Since the dynamic innovation process requires an increasing number of interfirm linkages and alliances, firms are exposing themselves to public and private antitrust treble damage actions. There are presently no Department of Justice guidelines and precious little case law to guide managers. Jorde and Teece believe that the courts presently have only murky rule of reason standards to guide them. The editors offer their own criteria for rule of reason analysis which includes the appropriability regime in which firms find themselves, the pace of technological change, the diversity of new sources of knowledge, the need to access complimentary assets and technologies, and the recognition that in high-technology industries competition commonly proceeds on the basis of product attributes, not price. As their prescription to this dilemma, Jorde and Teece offer an extension of the National Cooperative Research Act of 1984 as a "safe harbor" to exempt cooperative efforts to commercialize innovation.

In "Ignorance and Antitrust," the Honorable Frank Easterbrook identifies U.S. antitrust legislation as high risk, high delay litigation. According to Easterbrook, the litigation life-cycle is much longer than the product life-cycle in industries characterized by rapid technological change. He sees this issue as a serious impediment to U.S. global competitiveness.

Easterbrook considers ignorance and uncertainty as significant barriers to the implementation of effective antitrust jurisprudence. Specifically, this ignorance takes the form of poorly developed understanding of complex business behavior, such as in cooperative standard-setting arrangements, which involve efficient practices that often appear to be anticompetitive. In addition, unpredictable administrative and legislative factors, as in the assessment of potential competition, often complicate economic analysis and create greater uncertainty.

Easterbrook's antidote involves the courts creating simple, per se rules which would conserve on information and the costs of litigation, make greater use of the market power threshold, and employ administrative "safe harbors" to provide certainty and encouragement for business cooperation.

Antitrust analysis can benefit from having two complimentary conceptual lenses, says Oliver Williamson, for understanding complex organizations and business practices: applied price theory and transaction cost economics. In "Antitrust Lenses and the Uses of Transaction Cost Economics Reasoning," Williamson points out that the applied price theory approach comes close to arguing that prices and quantities are the only relevant data, while transaction cost analysis adopts a comparative contractual approach in which the transaction is the basic unit of analysis, and data on transaction frequency, the specificity of assets needed to support exchange, and uncertainty are reviewed.
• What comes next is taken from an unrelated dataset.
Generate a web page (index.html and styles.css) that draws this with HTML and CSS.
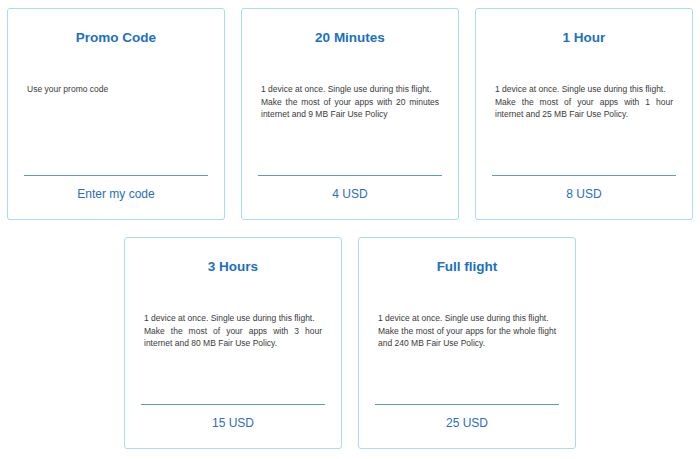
FILE: index.html
```html
<!DOCTYPE html>
<html lang="en">
<head>
  <meta charset="UTF-8" />
  <meta name="viewport" content="width=device-width, initial-scale=1.0"/>
  <title>Wi-Fi Passes</title>
  <link rel="stylesheet" href="styles.css">
</head>
<body>
  <div class="passes">
    <div class="pass">
      <h2>Promo Code</h2>
      <p class="desc">Use your promo code</p>
      <div class="price">Enter my code</div>
    </div>
    <div class="pass">
      <h2>20 Minutes</h2>
      <p class="desc">1 device at once. Single use during this flight.<br>Make the most of your apps with 20 minutes internet and 9 MB Fair Use Policy</p>
      <div class="price">4 USD</div>
    </div>
    <div class="pass">
      <h2>1 Hour</h2>
      <p class="desc">1 device at once. Single use during this flight.<br>Make the most of your apps with 1 hour internet and 25 MB Fair Use Policy.</p>
      <div class="price">8 USD</div>
    </div>
    <div class="pass">
      <h2>3 Hours</h2>
      <p class="desc">1 device at once. Single use during this flight.<br>Make the most of your apps with 3 hour internet and 80 MB Fair Use Policy.</p>
      <div class="price">15 USD</div>
    </div>
    <div class="pass">
      <h2>Full flight</h2>
      <p class="desc">1 device at once. Single use during this flight.<br>Make the most of your apps for the whole flight and 240 MB Fair Use Policy.</p>
      <div class="price">25 USD</div>
    </div>
  </div>
</body>
</html>
```

FILE: styles.css
```css
body { margin: 0; padding: 8px 0; background: #fff; font-family: "Liberation Sans", Arial, sans-serif; }
.passes { width: 686px; margin: 0 auto; display: flex; flex-wrap: wrap; justify-content: center; gap: 17px 16px; }
.pass { width: 218px; height: 212px; box-sizing: border-box; border: 1px solid #a9dcf0; border-radius: 3px; display: flex; flex-direction: column; padding: 20px 0 0; }
.pass h2 { margin: 0; text-align: center; font-size: 13.5px; line-height: 17px; font-weight: bold; color: #1b70c2; }
.desc { margin: 37px 19px 0; font-size: 8.5px; line-height: 12.5px; color: #3a3a3a; text-align: justify; }
.price { margin: auto 16px 0; border-top: 1px solid #5b98d6; padding: 10px 0 17px; text-align: center; font-size: 12px; line-height: 16px; color: #2a6dbf; }
```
Applied price theory and transaction cost economics are necessary compliments to one another.

Transaction cost economics impacts innovation since the transaction cost paradigm focuses on uniqueness and the role of transaction specific assets, including knowledge. Williamson postulates that transaction cost economics is more sensitive to the various forms of complex contracts needed to support the innovation process, and the contractual dilemmas posed by weak appropriability. Integration, as a response to this problem, is viewed as a possible solution under the transaction cost paradigm.

Antitrust traditionalists will have serious reservations about the thrust of many of these articles, but the issue of faltering U.S. competitiveness has now been placed in the forefront of national priorities for public policy solutions. In this light, the antitrust laws and their economic premises require careful re-examination and, where warranted, modifications.

The concept of dynamic competition and the modern view of innovation (often requiring horizontal linkages between and among industry members) is better understood by America's European and Asian competitors. While the U.S. has offered limited antitrust exemptions (R&D) for cooperative ventures for economic/technical reasons or to promote international competitiveness, both the European Economic Community and Japan offer such exemptions through commercialization |1~.

Certainly, there is a strong public policy case offered for the position that where there is little evidence of significant market power in an industry, small and medium size U.S. firms should be allowed to engage in commercialization activities to better meet foreign competition. Establishing antitrust exemptions for this position, through administrative "safe harbors," will require a legislative mandate to guide firms, enforcement agencies, and the courts. With continued antitrust scholarship of this book's caliber, U.S. antitrust policy will eventually be brought "kicking and screaming" into the rapidly evolving global political economy.

Reference

1. Report of the President's Commission on Industrial Competitiveness, Global Competition: The New Reality, Vol. 2. Washington: U.S. Government Printing Office, 1985, p. 191.